When you pursue commercial real estate investing, you aren’t going to know all the tricks of the trade in a day. Purchasing properties takes considerable determination, knowledge, and skill to master. So, here are some tips to prevent overpaying in property investments.
When investing in commercial real estate, there are many types to choose from. You can invest in livable buildings, such as apartments, as they offer increased equity and cash flow and produce great tax shelters. Ideally, you want to aim for five units or more for it to qualify as commercial real estate. Furthermore, other types of commercial real estate include self-storage units, office buildings, shopping malls, and mobile home parks.
All commercial real estate properties mentioned offer the ability for cash flow but take caution as you’ll have to monitor the market and manage it yourself. Luckily, commercial real estate qualifies for 1031 exchanges if they’re like-kind properties, allowing you to swap your current commercial real estate property for another. However, remember to practice awareness regarding the potential hidden fees of 1031 exchanges to get the most out of your investment.

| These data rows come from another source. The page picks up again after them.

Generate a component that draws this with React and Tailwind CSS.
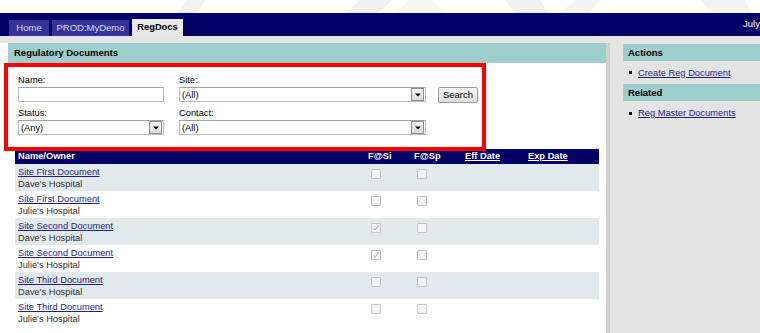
import React from "react";

function Arrow() {
  return (
    <div className="w-[13px] h-[13px] border border-[#8e8e8e] bg-gradient-to-b from-[#f7f7f7] to-[#d9d9d9] flex items-center justify-center">
      <svg width="6" height="4" viewBox="0 0 6 4">
        <path d="M0 0.5 L6 0.5 L3 3.5 Z" fill="#000" />
      </svg>
    </div>
  );
}

function Select({ width, value }) {
  return (
    <div
      className={`${width} h-[15px] border border-[#bdbdbd] border-t-[#a3a3a3] bg-white flex items-center justify-between pl-[2px] pr-[1px]`}
    >
      <span className="text-[9.3px] leading-[12px] text-black">{value}</span>
      <Arrow />
    </div>
  );
}

function Check({ checked }) {
  return (
    <div className="w-[10px] h-[10px] border border-[#c4c4c4] bg-[#f4f4f4] rounded-[1px] flex items-center justify-center">
      {checked && (
        <svg width="8" height="8" viewBox="0 0 8 8">
          <path d="M1.5 4.2 L3.2 6 L6.5 1.5" stroke="#a9a9a9" strokeWidth="1" fill="none" />
        </svg>
      )}
    </div>
  );
}

const rows = [
  { doc: "Site First Document", owner: "Dave's Hospital", si: false },
  { doc: "Site First Document", owner: "Julie's Hospital", si: false },
  { doc: "Site Second Document", owner: "Dave's Hospital", si: true },
  { doc: "Site Second Document", owner: "Julie's Hospital", si: true },
  { doc: "Site Third Document", owner: "Dave's Hospital", si: false },
  { doc: "Site Third Document", owner: "Julie's Hospital", si: false },
];

export default function App() {
  return (
    <div className="relative w-[760px] h-[333px] overflow-hidden bg-white font-['Liberation_Sans',Arial,sans-serif] text-black">
      {/* top strip with faint watermark */}
      <div className="relative h-[13px] bg-white">
        <svg className="absolute left-0 top-0" width="760" height="13" viewBox="0 0 760 13">
          <polygon points="176,13 196,13 206,0 188,0" fill="#f3f3f3" />
          <polygon points="345,13 378,13 392,0 360,0" fill="#f1f1f1" />
          <polygon points="395,13 445,13 432,0 410,0" fill="#f6f6f6" />
          <polygon points="505,0 540,0 548,13 515,13" fill="#f1f1f1" />
          <polygon points="560,13 590,13 600,0 575,0" fill="#f4f4f4" />
          <polygon points="700,0 745,0 752,13 712,13" fill="#f4f4f4" />
        </svg>
      </div>

      {/* nav bar */}
      <div className="h-[23px] bg-[#000066] flex items-end pl-[9px] relative">
        <div className="flex gap-[3px] items-end">
          <div className="w-[40px] h-[16px] bg-[#333399] text-[#dcdcf4] text-[9.5px] leading-[16px] text-center">Home</div>
          <div className="w-[77px] h-[16px] bg-[#333399] text-[#dcdcf4] text-[9.5px] leading-[16px] text-center">PROD:MyDemo</div>
          <div className="w-[51px] h-[17px] bg-[#e8e8e8] text-black text-[9.3px] font-bold leading-[17px] text-center">RegDocs</div>
        </div>
        <div className="absolute left-[743px] top-[5px] text-white text-[9.5px] leading-[12px] whitespace-nowrap">July</div>
      </div>

      {/* gray band */}
      <div className="h-[7px] bg-[#e5e5e5]" />

      {/* body */}
      <div className="flex h-[290px]">
        <div className="w-[8px] bg-white" />
        {/* main panel */}
        <div className="w-[598px] bg-white flex flex-col">
          <div className="h-[20px] bg-[#9dcdcd] pl-[6px] text-[9.5px] font-bold leading-[20px]">Regulatory Documents</div>

          {/* form */}
          <div className="pt-[11px] pl-[10px] flex items-start">
            <div className="w-[161px] flex flex-col">
              <div className="text-[9.3px] leading-[12px] mb-[1px]">Name:</div>
              <div className="w-[146px] h-[15px] border border-[#bdbdbd] border-t-[#a3a3a3] bg-white" />
              <div className="text-[9.3px] leading-[12px] mt-[5px] mb-[1px]">Status:</div>
              <Select width="w-[146px]" value="(Any)" />
            </div>
            <div className="w-[259px] flex flex-col">
              <div className="text-[9.3px] leading-[12px] mb-[1px]">Site:</div>
              <Select width="w-[247px]" value="(All)" />
              <div className="text-[9.3px] leading-[12px] mt-[5px] mb-[1px]">Contact:</div>
              <Select width="w-[247px]" value="(All)" />
            </div>
            <div className="pt-[13px]">
              <div className="w-[40px] h-[16px] border border-[#9a9a9a] rounded-[2px] bg-gradient-to-b from-[#fafafa] to-[#dedede] text-[9.5px] leading-[14px] text-center">Search</div>
            </div>
          </div>

          {/* table */}
          <div className="mt-[14px] ml-[7px] w-[584px]">
            <div className="h-[15px] bg-[#000066] grid grid-cols-[353px_46px_51px_63px_71px] text-white text-[9.3px] font-bold leading-[15px]">
              <div className="pl-[3px]">Name/Owner</div>
              <div>F@Si</div>
              <div>F@Sp</div>
              <div className="underline">Eff Date</div>
              <div className="underline">Exp Date</div>
            </div>
            {rows.map((r, i) => (
              <div
                key={i}
                className={`h-[27px] grid grid-cols-[353px_46px_51px_63px_71px] ${i % 2 === 0 ? "bg-[#e2e9ea]" : "bg-white"}`}
              >
                <div className="pl-[3px] pt-[2px] text-[9.3px] leading-[12px]">
                  <div className="text-[#1f1f8f] underline">{r.doc}</div>
                  <div className="text-[#333333]">{r.owner}</div>
                </div>
                <div className="pl-[3px] pt-[5px]">
                  <Check checked={r.si} />
                </div>
                <div className="pl-[3px] pt-[5px]">
                  <Check checked={false} />
                </div>
                <div />
                <div />
              </div>
            ))}
          </div>
        </div>
        {/* shadow divider */}
        <div className="w-[4px] bg-gradient-to-r from-[#d6d6d6] to-[#c9c9c9]" />
        {/* sidebar */}
        <div className="flex-1 bg-[#e4e4e4] pl-[13px] pt-[1px]">
          <div className="h-[17px] bg-[#9dcdcd] pl-[5px] text-[9.5px] font-bold leading-[17px]">Actions</div>
          <div className="h-[23px] flex items-center pl-[6px]">
            <div className="w-[3px] h-[3px] bg-black mr-[6px]" />
            <span className="text-[9.3px] leading-[12px] text-[#1f1f8f] underline whitespace-nowrap">Create Reg Document</span>
          </div>
          <div className="h-[17px] bg-[#9dcdcd] pl-[5px] text-[9.5px] font-bold leading-[17px]">Related</div>
          <div className="h-[24px] flex items-center pl-[6px]">
            <div className="w-[3px] h-[3px] bg-black mr-[6px]" />
            <span className="text-[9.3px] leading-[12px] text-[#1f1f8f] underline whitespace-nowrap">Reg Master Documents</span>
          </div>
        </div>
      </div>

      {/* red annotation box */}
      <div className="absolute left-[4px] top-[63px] w-[482px] h-[88px] border-[4px] border-[#ff0000] pointer-events-none" />
    </div>
  );
}
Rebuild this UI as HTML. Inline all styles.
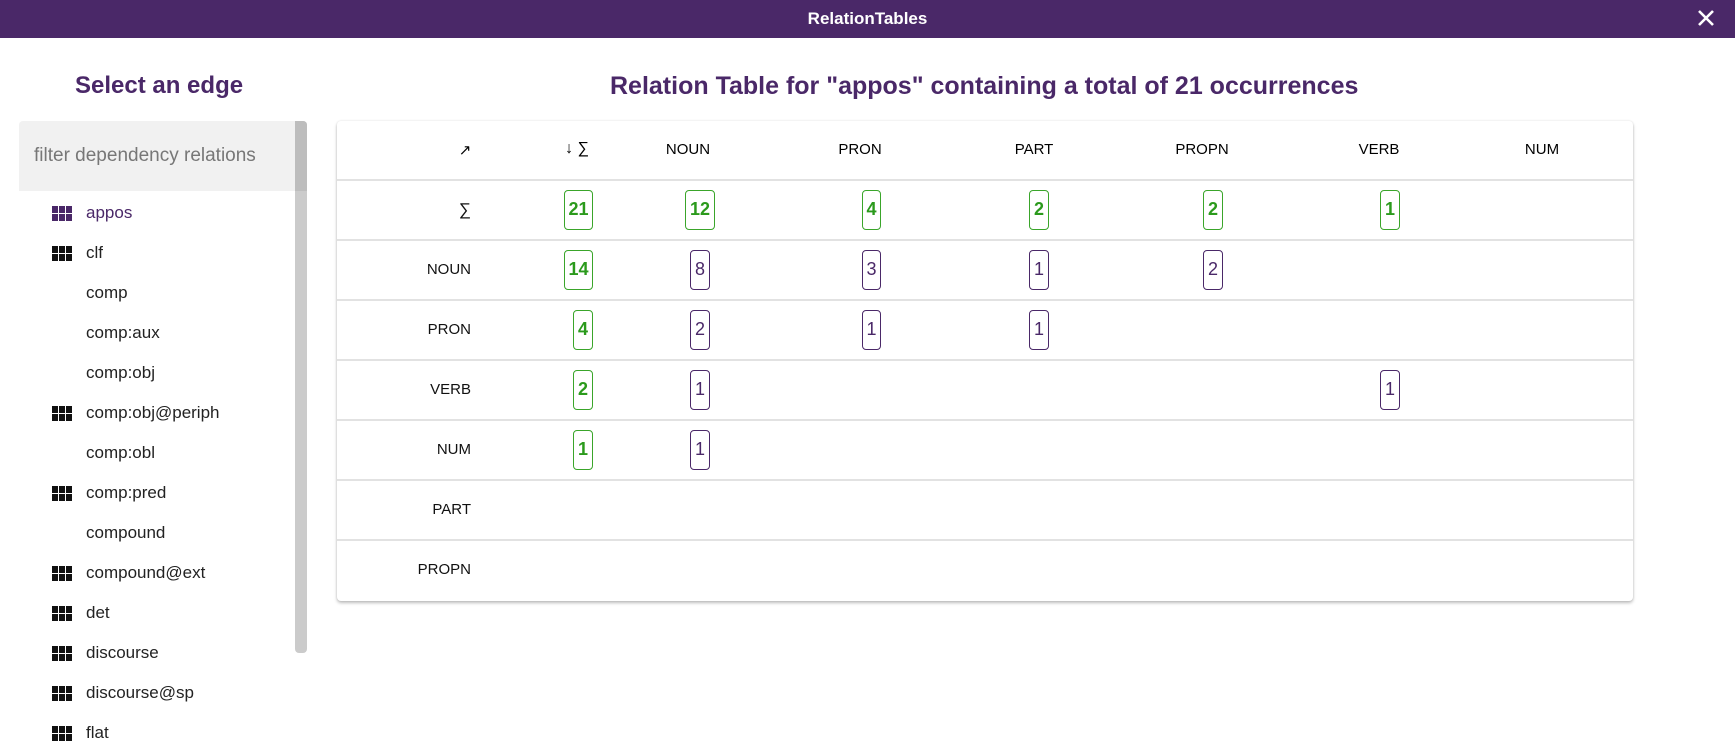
<!DOCTYPE html>
<html><head><meta charset="utf-8"><style>
*{margin:0;padding:0;box-sizing:border-box}
body{width:1735px;height:741px;overflow:hidden;background:#fff;font-family:"Liberation Sans",sans-serif;position:relative}
.hdr{position:absolute;left:0;top:0;width:1735px;height:38px;background:#4a2868;color:#fff;font-weight:bold;font-size:17px;text-align:center;line-height:38px}
.x{position:absolute;left:1696px;top:8px}
.h{position:absolute;color:#4a2868;font-weight:bold;font-size:24px;white-space:nowrap}
.filter{position:absolute;left:19px;top:121px;width:276px;height:70px;background:#f1f1f1;color:#777;font-size:19px;line-height:70px;padding-left:15px;border-radius:4px 0 0 0}
.sb{position:absolute;left:295px;top:121px;width:12px;height:532px;background:#cbcbcb;border-radius:0 4px 4px 4px}
.sbt{position:absolute;left:295px;top:121px;width:12px;height:70px;background:#bdbdbd;border-radius:0 4px 0 0}
.it{position:absolute;left:86px;font-size:17px;color:#222;line-height:20px}
.ic{position:absolute;left:52px}
.card{position:absolute;left:337px;top:121px;width:1296px;height:480px;background:#fff;border-radius:4px;box-shadow:0 2px 3px rgba(0,0,0,.25),0 0 2px rgba(0,0,0,.1)}
.ln{position:absolute;left:337px;width:1296px;height:2px;background:#e2e2e2}
.th{position:absolute;top:141px;font-size:15px;color:#000;transform:translateX(-50%);white-space:nowrap}
.rl{position:absolute;right:1264px;font-size:15px;color:#111;line-height:20px}
.b{position:absolute;height:40px;border:1.5px solid #3aa52a;border-radius:4px;color:#2b9a1c;font-size:18px;font-weight:bold;line-height:37px;text-align:center}
.p{border-color:#4a2868;color:#4a2868;font-weight:normal}
</style></head><body>
<div class="hdr">RelationTables</div>
<svg class="x" width="20" height="20" viewBox="0 0 20 20"><path d="M3 3L17 17M17 3L3 17" stroke="#fff" stroke-width="2.6"/></svg>
<div class="h" style="left:75px;top:72px">Select an edge</div>
<div class="h" style="left:610px;top:72px;font-size:25px">Relation Table for "appos" containing a total of 21 occurrences</div>
<div class="filter">filter dependency relations</div>
<div class="sb"></div><div class="sbt"></div>

<svg width="0" height="0" style="position:absolute"><defs><g id="g"><rect x="0" y="0" width="6" height="7"/><rect x="7" y="0" width="6" height="7"/><rect x="14" y="0" width="6" height="7"/><rect x="0" y="8" width="6" height="7"/><rect x="7" y="8" width="6" height="7"/><rect x="14" y="8" width="6" height="7"/></g></defs></svg>
<svg class="ic" style="top:206px" width="20" height="15"><use href="#g" fill="#4a2868"/></svg>
<div class="it" style="top:203px;color:#4a2868">appos</div>
<div class="it" style="top:243px">clf</div>
<div class="it" style="top:283px">comp</div>
<div class="it" style="top:323px">comp:aux</div>
<div class="it" style="top:363px">comp:obj</div>
<div class="it" style="top:403px">comp:obj@periph</div>
<div class="it" style="top:443px">comp:obl</div>
<div class="it" style="top:483px">comp:pred</div>
<div class="it" style="top:523px">compound</div>
<div class="it" style="top:563px">compound@ext</div>
<div class="it" style="top:603px">det</div>
<div class="it" style="top:643px">discourse</div>
<div class="it" style="top:683px">discourse@sp</div>
<div class="it" style="top:723px">flat</div>
<svg class="ic" style="top:246px" width="20" height="15"><use href="#g" fill="#111"/></svg>
<svg class="ic" style="top:406px" width="20" height="15"><use href="#g" fill="#111"/></svg>
<svg class="ic" style="top:486px" width="20" height="15"><use href="#g" fill="#111"/></svg>
<svg class="ic" style="top:566px" width="20" height="15"><use href="#g" fill="#111"/></svg>
<svg class="ic" style="top:606px" width="20" height="15"><use href="#g" fill="#111"/></svg>
<svg class="ic" style="top:646px" width="20" height="15"><use href="#g" fill="#111"/></svg>
<svg class="ic" style="top:686px" width="20" height="15"><use href="#g" fill="#111"/></svg>
<svg class="ic" style="top:726px" width="20" height="15"><use href="#g" fill="#111"/></svg>

<div class="card"></div>
<div class="ln" style="top:179px"></div>
<div class="ln" style="top:239px"></div>
<div class="ln" style="top:299px"></div>
<div class="ln" style="top:359px"></div>
<div class="ln" style="top:419px"></div>
<div class="ln" style="top:479px"></div>
<div class="ln" style="top:539px"></div>

<div class="th" style="left:465px">↗</div>
<div class="th" style="left:577px;font-size:16px;top:140px">↓ ∑</div>
<div class="th" style="left:688px">NOUN</div>
<div class="th" style="left:860px">PRON</div>
<div class="th" style="left:1034px">PART</div>
<div class="th" style="left:1202px">PROPN</div>
<div class="th" style="left:1379px">VERB</div>
<div class="th" style="left:1542px">NUM</div>

<div class="rl" style="top:200px;font-size:17px">∑</div>
<div class="rl" style="top:260px">NOUN</div>
<div class="rl" style="top:320px">PRON</div>
<div class="rl" style="top:380px">VERB</div>
<div class="rl" style="top:440px">NUM</div>
<div class="rl" style="top:500px">PART</div>
<div class="rl" style="top:560px">PROPN</div>

<div class="b" style="left:564px;top:190px;width:29px">21</div>
<div class="b" style="left:685px;top:190px;width:30px">12</div>
<div class="b" style="left:862px;top:190px;width:19px">4</div>
<div class="b" style="left:1029px;top:190px;width:20px">2</div>
<div class="b" style="left:1203px;top:190px;width:20px">2</div>
<div class="b" style="left:1380px;top:190px;width:20px">1</div>
<div class="b" style="left:564px;top:250px;width:29px">14</div>
<div class="b p" style="left:690px;top:250px;width:20px">8</div>
<div class="b p" style="left:862px;top:250px;width:19px">3</div>
<div class="b p" style="left:1029px;top:250px;width:20px">1</div>
<div class="b p" style="left:1203px;top:250px;width:20px">2</div>
<div class="b" style="left:573px;top:310px;width:20px">4</div>
<div class="b p" style="left:690px;top:310px;width:20px">2</div>
<div class="b p" style="left:862px;top:310px;width:19px">1</div>
<div class="b p" style="left:1029px;top:310px;width:20px">1</div>
<div class="b" style="left:573px;top:370px;width:20px">2</div>
<div class="b p" style="left:690px;top:370px;width:20px">1</div>
<div class="b p" style="left:1380px;top:370px;width:20px">1</div>
<div class="b" style="left:573px;top:430px;width:20px">1</div>
<div class="b p" style="left:690px;top:430px;width:20px">1</div>
</body></html>
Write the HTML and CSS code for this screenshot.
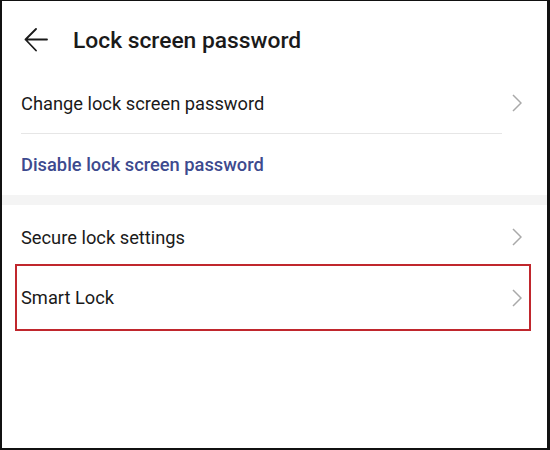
FILE: index.html
```html
<!DOCTYPE html>
<html lang="en">
<head>
  <meta charset="UTF-8" />
  <meta name="viewport" content="width=device-width, initial-scale=1.0" />
  <title>Lock screen password</title>
  <link rel="stylesheet" href="styles.css">
</head>
<body>
  <div class="screen">
    <div class="header">
      <button class="back" aria-label="Back">
        <svg width="24" height="24" viewBox="0 0 24 24">
          <path d="M23 11.5H1.5M12 1L1.5 11.5L12 22.5" fill="none" stroke="#1a1a1a" stroke-width="1.8" stroke-linecap="round" stroke-linejoin="round"/>
        </svg>
      </button>
      <h1 class="title">Lock screen password</h1>
    </div>

    <div class="row first">
      <span>Change lock screen password</span>
      <svg class="chevron" width="10" height="18" viewBox="0 0 10 18">
        <path d="M1 1L9 9L1 17" fill="none" stroke="#a9a9a9" stroke-width="1.5"/>
      </svg>
    </div>
    <div class="divider"></div>
    <div class="row action">
      <span>Disable lock screen password</span>
    </div>

    <div class="gap"></div>

    <div class="row third">
      <span>Secure lock settings</span>
      <svg class="chevron" width="10" height="18" viewBox="0 0 10 18">
        <path d="M1 1L9 9L1 17" fill="none" stroke="#a9a9a9" stroke-width="1.5"/>
      </svg>
    </div>
    <div class="row highlight">
      <span>Smart Lock</span>
      <svg class="chevron" width="10" height="18" viewBox="0 0 10 18">
        <path d="M1 1L9 9L1 17" fill="none" stroke="#a9a9a9" stroke-width="1.5"/>
      </svg>
    </div>
  </div>
</body>
</html>
```

FILE: styles.css
```css
* {
  margin: 0;
  padding: 0;
  box-sizing: border-box;
  font-family: Roboto, "Liberation Sans", sans-serif;
}

body {
  background-color: #ffffff;
}

.screen {
  width: 550px;
  height: 450px;
  border-style: solid;
  border-color: #111111;
  border-width: 1px 3px 2px 2px;
  background-color: #ffffff;
  overflow: hidden;
}

.header {
  display: flex;
  align-items: center;
  height: 72px;
  padding: 6px 0 0 22px;
}

.back {
  display: flex;
  background: none;
  border: none;
  cursor: pointer;
}

.title {
  margin-left: 25px;
  font-size: 22.8px;
  font-weight: 500;
  color: #1a1a1a;
}

.row {
  display: flex;
  justify-content: space-between;
  align-items: center;
  height: 60px;
  padding: 0 25px 0 19px;
  font-size: 18.3px;
  color: #1a1a1a;
}

.divider {
  height: 1px;
  width: 481px;
  margin-left: 19px;
  background-color: #e6e6e6;
}

.row.action {
  height: 61px;
  color: #3d4a8e;
  font-weight: 500;
}

.gap {
  height: 10px;
  background-color: #f4f4f4;
}

.row.third {
  height: 59px;
  padding-top: 5px;
}

.row.highlight {
  height: 67px;
  margin: 0 16px 0 13px;
  padding: 0 7px 0 4px;
  border: 2px solid #c0272d;
}
```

There are many ways investors can potentially overpay when owning commercial property taxes. Let’s look at different outcomes from insufficient research and practicing caution.
It’s common for investors not to research the property they want and other important factors before purchasing. Considerations of the property history and the surrounding area can factor into how much the taxes can change over time. So, ask the right questions and get the necessary information before investing.
Another tip to prevent overpaying on property investments investors often need to remember is to adjust property tax changes correctly upon the sale of the property or purchase. Property tax assessment practices vary widely throughout each state, sometimes even by county. While some states reassess property values immediately upon sale, some don’t.
There are cases where some states don’t follow either property tax rules and reassess property values via predetermined schedules and phases that reassess over time, causing irregular tax increases. As such, it can impact your net operating income (NOI) during operation and your sale value.
When it comes to being a homeowner, there’s more than meets the eye. Similarly, purchasing commercial properties is no different for investors. Firstly, the costs of maintaining appliances, from furnaces to dishwashers, or yard upkeep need finances to ensure proper care. Furthermore, exterior repairs such as roof replacements, property taxes, and insurance can quickly raise the bill.